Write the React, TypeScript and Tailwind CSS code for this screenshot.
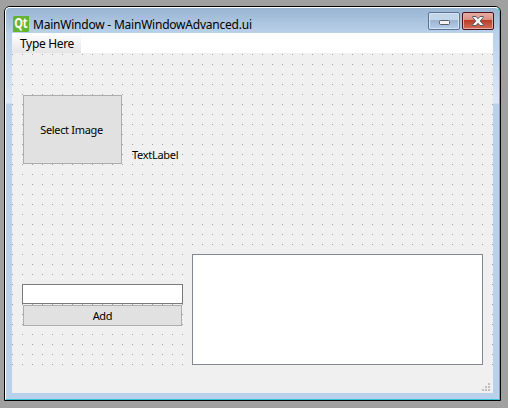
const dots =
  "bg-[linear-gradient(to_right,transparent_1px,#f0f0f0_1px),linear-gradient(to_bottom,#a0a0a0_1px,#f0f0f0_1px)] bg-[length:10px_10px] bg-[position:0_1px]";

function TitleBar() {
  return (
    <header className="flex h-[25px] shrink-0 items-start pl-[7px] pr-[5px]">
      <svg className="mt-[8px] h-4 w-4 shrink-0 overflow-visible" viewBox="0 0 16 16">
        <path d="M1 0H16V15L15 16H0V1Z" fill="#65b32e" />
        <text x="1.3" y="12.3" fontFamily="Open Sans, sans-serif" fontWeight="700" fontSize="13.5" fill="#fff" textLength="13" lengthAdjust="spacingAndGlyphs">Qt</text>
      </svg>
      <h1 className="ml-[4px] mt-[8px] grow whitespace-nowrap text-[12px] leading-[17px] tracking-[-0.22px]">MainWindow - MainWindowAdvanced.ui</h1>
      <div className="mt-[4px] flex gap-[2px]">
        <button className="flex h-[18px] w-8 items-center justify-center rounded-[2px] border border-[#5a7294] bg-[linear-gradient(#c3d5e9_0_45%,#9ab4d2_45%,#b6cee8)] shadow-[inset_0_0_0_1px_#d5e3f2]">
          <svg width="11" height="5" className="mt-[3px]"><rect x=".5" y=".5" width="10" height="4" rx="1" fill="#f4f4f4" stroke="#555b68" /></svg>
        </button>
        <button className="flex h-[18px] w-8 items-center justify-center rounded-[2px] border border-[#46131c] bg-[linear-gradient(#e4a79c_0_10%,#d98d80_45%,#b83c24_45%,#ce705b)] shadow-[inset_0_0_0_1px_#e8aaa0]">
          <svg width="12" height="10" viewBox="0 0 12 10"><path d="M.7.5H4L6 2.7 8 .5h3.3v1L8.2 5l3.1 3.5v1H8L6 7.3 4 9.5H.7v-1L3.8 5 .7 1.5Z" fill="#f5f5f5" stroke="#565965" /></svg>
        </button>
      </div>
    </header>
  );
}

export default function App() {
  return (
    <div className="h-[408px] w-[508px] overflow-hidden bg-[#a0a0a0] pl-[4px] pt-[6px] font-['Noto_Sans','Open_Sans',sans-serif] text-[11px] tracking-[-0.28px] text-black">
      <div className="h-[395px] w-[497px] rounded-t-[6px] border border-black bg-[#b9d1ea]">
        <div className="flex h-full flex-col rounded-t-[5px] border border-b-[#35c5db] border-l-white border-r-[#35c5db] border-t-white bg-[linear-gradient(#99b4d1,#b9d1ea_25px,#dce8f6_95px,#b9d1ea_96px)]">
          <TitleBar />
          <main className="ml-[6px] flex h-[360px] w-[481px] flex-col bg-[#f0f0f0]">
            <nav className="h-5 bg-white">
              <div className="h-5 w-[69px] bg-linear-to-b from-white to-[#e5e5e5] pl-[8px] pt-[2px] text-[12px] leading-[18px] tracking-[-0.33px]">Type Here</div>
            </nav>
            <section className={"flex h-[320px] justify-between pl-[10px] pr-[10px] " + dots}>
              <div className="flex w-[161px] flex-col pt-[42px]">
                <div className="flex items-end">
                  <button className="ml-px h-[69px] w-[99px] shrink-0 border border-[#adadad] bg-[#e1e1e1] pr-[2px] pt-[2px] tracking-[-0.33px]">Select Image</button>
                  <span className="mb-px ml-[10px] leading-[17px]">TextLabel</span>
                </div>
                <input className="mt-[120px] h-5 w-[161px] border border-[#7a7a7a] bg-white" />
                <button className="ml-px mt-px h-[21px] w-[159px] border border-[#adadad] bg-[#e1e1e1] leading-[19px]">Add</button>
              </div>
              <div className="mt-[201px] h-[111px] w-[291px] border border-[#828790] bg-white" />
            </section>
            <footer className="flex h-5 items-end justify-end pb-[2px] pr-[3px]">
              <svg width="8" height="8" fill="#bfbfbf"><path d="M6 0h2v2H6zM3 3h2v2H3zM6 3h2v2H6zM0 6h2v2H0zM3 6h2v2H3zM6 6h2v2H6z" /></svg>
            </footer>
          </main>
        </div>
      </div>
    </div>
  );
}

+ + + + +

Each line above is to be copied verbatim. Drop any image from the copy.

Write the React, TypeScript and Tailwind CSS code for this screenshot.
const dots =
  "bg-[linear-gradient(to_right,transparent_1px,#f0f0f0_1px),linear-gradient(to_bottom,#a0a0a0_1px,#f0f0f0_1px)] bg-[length:10px_10px] bg-[position:0_1px]";

function TitleBar() {
  return (
    <header className="flex h-[25px] shrink-0 items-start pl-[7px] pr-[5px]">
      <svg className="mt-[8px] h-4 w-4 shrink-0 overflow-visible" viewBox="0 0 16 16">
        <path d="M1 0H16V15L15 16H0V1Z" fill="#65b32e" />
        <text x="1.3" y="12.3" fontFamily="Open Sans, sans-serif" fontWeight="700" fontSize="13.5" fill="#fff" textLength="13" lengthAdjust="spacingAndGlyphs">Qt</text>
      </svg>
      <h1 className="ml-[4px] mt-[8px] grow whitespace-nowrap text-[12px] leading-[17px] tracking-[-0.22px]">MainWindow - MainWindowAdvanced.ui</h1>
      <div className="mt-[4px] flex gap-[2px]">
        <button className="flex h-[18px] w-8 items-center justify-center rounded-[2px] border border-[#5a7294] bg-[linear-gradient(#c3d5e9_0_45%,#9ab4d2_45%,#b6cee8)] shadow-[inset_0_0_0_1px_#d5e3f2]">
          <svg width="11" height="5" className="mt-[3px]"><rect x=".5" y=".5" width="10" height="4" rx="1" fill="#f4f4f4" stroke="#555b68" /></svg>
        </button>
        <button className="flex h-[18px] w-8 items-center justify-center rounded-[2px] border border-[#46131c] bg-[linear-gradient(#e4a79c_0_10%,#d98d80_45%,#b83c24_45%,#ce705b)] shadow-[inset_0_0_0_1px_#e8aaa0]">
          <svg width="12" height="10" viewBox="0 0 12 10"><path d="M.7.5H4L6 2.7 8 .5h3.3v1L8.2 5l3.1 3.5v1H8L6 7.3 4 9.5H.7v-1L3.8 5 .7 1.5Z" fill="#f5f5f5" stroke="#565965" /></svg>
        </button>
      </div>
    </header>
  );
}

export default function App() {
  return (
    <div className="h-[408px] w-[508px] overflow-hidden bg-[#a0a0a0] pl-[4px] pt-[6px] font-['Noto_Sans','Open_Sans',sans-serif] text-[11px] tracking-[-0.28px] text-black">
      <div className="h-[395px] w-[497px] rounded-t-[6px] border border-black bg-[#b9d1ea]">
        <div className="flex h-full flex-col rounded-t-[5px] border border-b-[#35c5db] border-l-white border-r-[#35c5db] border-t-white bg-[linear-gradient(#99b4d1,#b9d1ea_25px,#dce8f6_95px,#b9d1ea_96px)]">
          <TitleBar />
          <main className="ml-[6px] flex h-[360px] w-[481px] flex-col bg-[#f0f0f0]">
            <nav className="h-5 bg-white">
              <div className="h-5 w-[69px] bg-linear-to-b from-white to-[#e5e5e5] pl-[8px] pt-[2px] text-[12px] leading-[18px] tracking-[-0.33px]">Type Here</div>
            </nav>
            <section className={"flex h-[320px] justify-between pl-[10px] pr-[10px] " + dots}>
              <div className="flex w-[161px] flex-col pt-[42px]">
                <div className="flex items-end">
                  <button className="ml-px h-[69px] w-[99px] shrink-0 border border-[#adadad] bg-[#e1e1e1] pr-[2px] pt-[2px] tracking-[-0.33px]">Select Image</button>
                  <span className="mb-px ml-[10px] leading-[17px]">TextLabel</span>
                </div>
                <input className="mt-[120px] h-5 w-[161px] border border-[#7a7a7a] bg-white" />
                <button className="ml-px mt-px h-[21px] w-[159px] border border-[#adadad] bg-[#e1e1e1] leading-[19px]">Add</button>
              </div>
              <div className="mt-[201px] h-[111px] w-[291px] border border-[#828790] bg-white" />
            </section>
            <footer className="flex h-5 items-end justify-end pb-[2px] pr-[3px]">
              <svg width="8" height="8" fill="#bfbfbf"><path d="M6 0h2v2H6zM3 3h2v2H3zM6 3h2v2H6zM0 6h2v2H0zM3 6h2v2H3zM6 6h2v2H6z" /></svg>
            </footer>
          </main>
        </div>
      </div>
    </div>
  );
}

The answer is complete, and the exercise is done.